Oscar Watch: The Actors

Pitt has the role of a lifetime in "Benjamin Button." But can he compete with Penn and Rourke?

Actor in a Leading Role

In crowning a best actor, the Academy is facing a dramatic choice: Does it heap more validation on a man who is considered one of the leading actors of his generation or does it welcome back a prodigal son?

Just four years apart in age, Sean Penn and Mickey Rourke followed very different paths to their pending appointment at the Kodak Theatre.

Penn -- though he resists playing the Hollywood game -- has put his own bad boy days behind him, reliably turning in intensely serious performances year after year. He shows a whole different side of himself in "Milk." It's not that he so convincingly takes on a gay role as activist Harvey Milk; it's that he conveys such a buoyant lightness of spirit.

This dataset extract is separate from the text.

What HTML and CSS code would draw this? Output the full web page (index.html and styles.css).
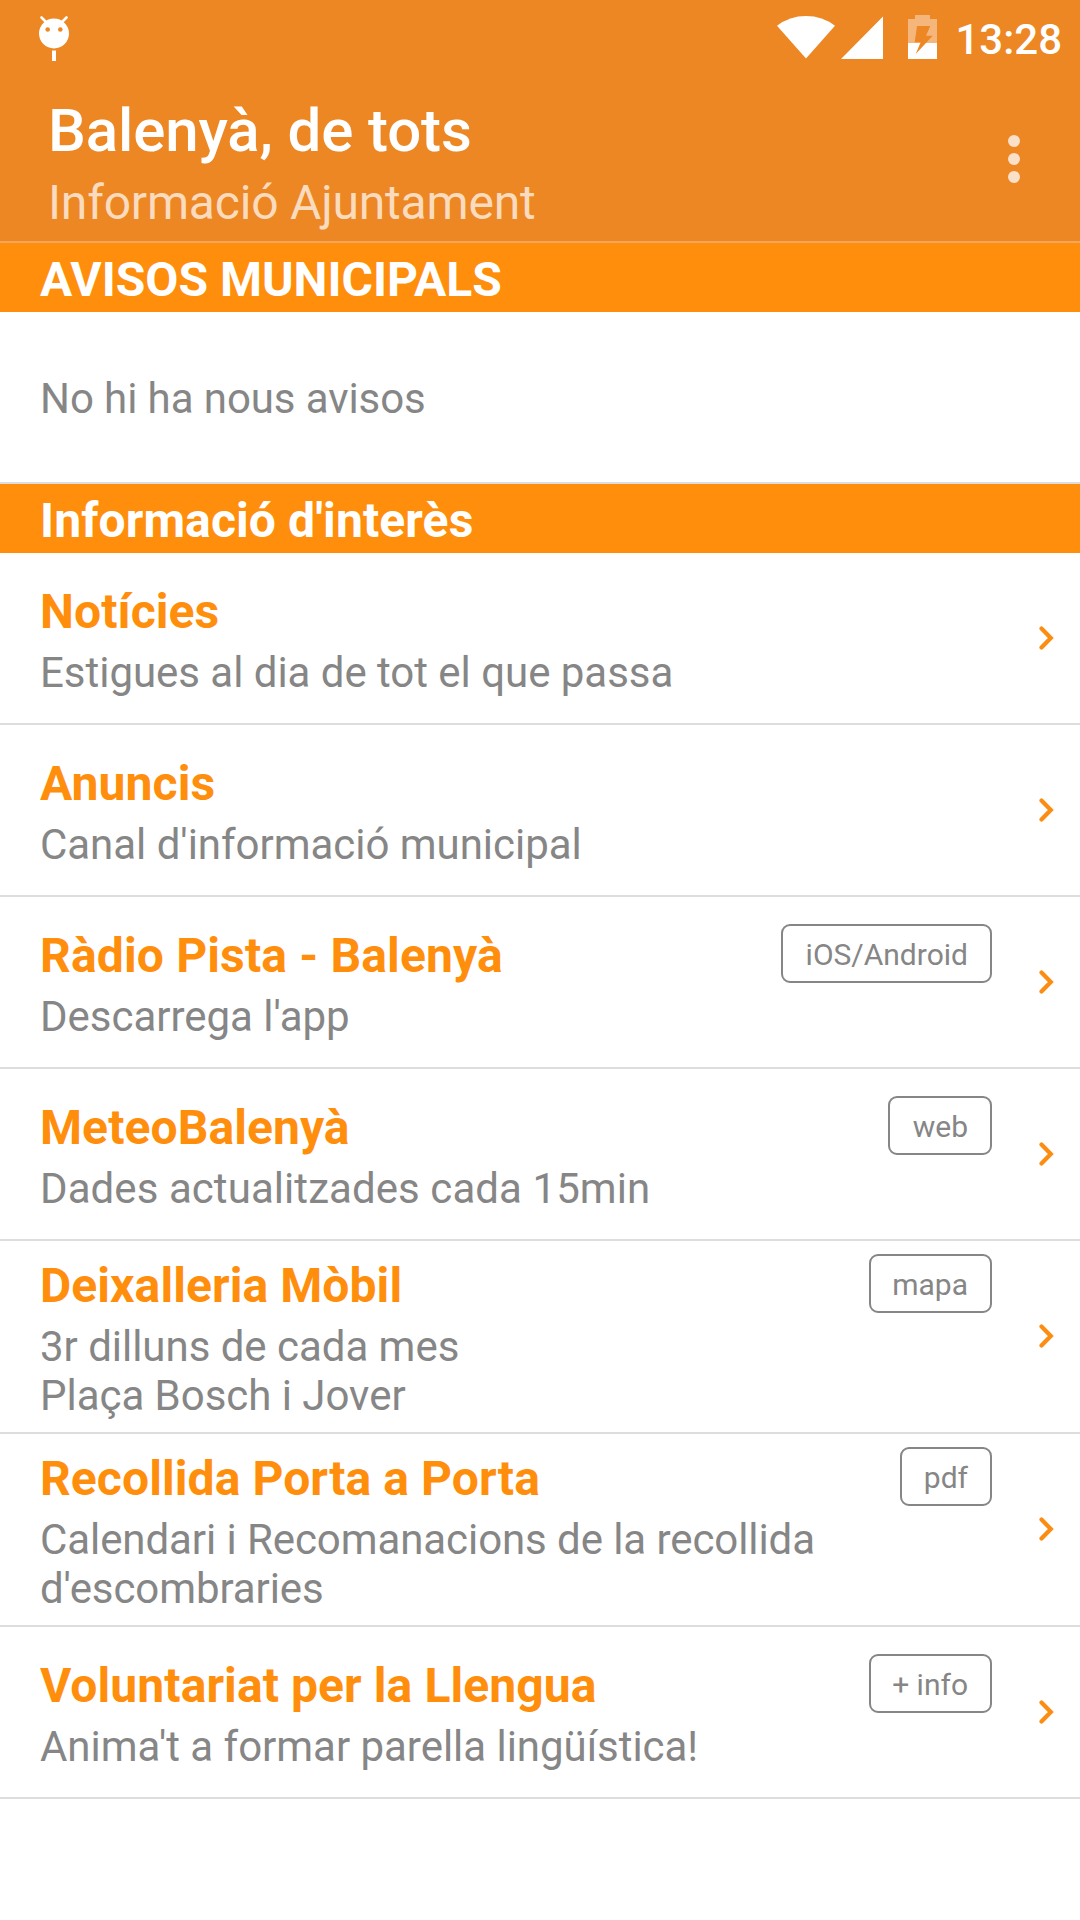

The Screen Actors Guild already gave him its acting prize. So, having awarded him four previous nominations and a win just five years ago for "Mystic River," Academy voters could decide that Penn has already gotten his due. On the other hand, the Academy signaled it wants to honor "Milk" by granting it eight noms, and a prominent Oscar going to Penn would serve as a political rebuke to the supporters of California's anti-gay marriage amendment, Proposition 8.

Then again, if it's an emotional moment the Academy wants, it only has to invite Rourke to the stage. He proved that at the Golden Globes where he was abashed, grateful, crude and whacky all at once in accepting his win that night. No question that Rourke's self-lacerating comeback performance in "The Wrestler" is the most dramatic tale of this awards season.

Rourke was hailed as a rising star after films like 1981's "Body Heat" and 1982's "Diner." But his career veered off course, stumbling in and out of the boxing ring, resulting in a bad picture here and there just for the cash. If the Academy is in a mood to extend its absolution, then Rourke's prayers will be answered.

Brad Pitt offers the most star appeal of any of the male nominees, although in his backwards-aging performance in "The Curious Case of Benjamin Button," he puts much of his charisma on hold. To his credit, he turns in a quietly reflective portrait -- a far cry from the twitchy mental patient in "Twelve Monkeys," for which he was nominated in the supporting category in 1996. But the Academy does tend to favor showier performances, so Benjamin's stoic acceptance of his fate could be a tough sell.

Certainly, Frank Langella gets to work himself up into a sputtering rage as the cornered Richard Nixon in "Frost/Nixon." Langella won a Tony for playing the role on stage, which suggests to Oscar voters that attention must be paid; but it could also suggest attention has already been paid. An added complication: Older Academy members, who still remember Nixon with some bitterness, may be unwilling to accept the shreds of humanity that Langella finds in the fallen president.

Richard Jenkins, playing a widowed professor who befriends an immigrant couple in "The Visitor," is probably the classic case of a performer for whom it is an honor just to be nominated. A respected actor who's been working steadily since the early 1970s -- last year he was the dad in "Step Brothers" and a gym manager in "Burn After Reading" -- his face is better known than his name outside the industry. For him, the nomination is its own reward.

Actor in a Supporting Role

The supporting actor nominees attending the Oscars will probably have to repeat the same mantra as Jenkins since the late Heath Ledger appears to be the foreordained winner. A villainous turn in a superhero movie rarely gets Oscar consideration -- Jack Nicholson, an Academy favorite, didn't rate a nom when he played the Joker in 1989's "Batman" -- but Ledger's go-for-broke performance was immediately hailed, by fanboys and serious critics alike, as transcending its genre.

The Academy recognized Ledger's promise when he was nominated for best actor in "Brokeback Mountain" three years ago. His posthumous appearance in "The Dark Knight" has become an occasion to give him a resounding valedictory. The Golden Globes and SAG Awards began the process, which an Oscar is expected to complete, making Ledger only the second actor -- the first was Peter Finch for 1976's "Network" -- to win an Academy Award after his death.

Philip Seymour Hoffman, who beat Ledger to win the best actor Oscar for "Capote," will probably have to cede the spotlight this time around for his work in "Doubt."

While comic performances occasionally find favor in the supporting category -- witness Alan Arkin in "Little Miss Sunshine," Jack Palance in "City Slickers" -- Robert Downey Jr. isn't likely to get the nod for his audacious blackface work in "Tropic Thunder," either. With just two scenes as a reckless truth-teller in "Revolutionary Road," Michael Shannon made a vivid impression, but that's probably not enough to put him over the top.

Josh Brolin, nominated for his dangerous politician in "Milk," benefits from the fact he turned in a full-blooded performance, avoiding mere parody, as George W. Bush in "W." And that followed close behind his compelling turn as a man who stumbles into mayhem in last year's Oscar-winning "No Country for Old Men" -- for which he was undeservedly overlooked. In another year, that might have given Brolin the edge. But this year, it will be considered the major upset of the evening if Ledger isn't remembered in absentia.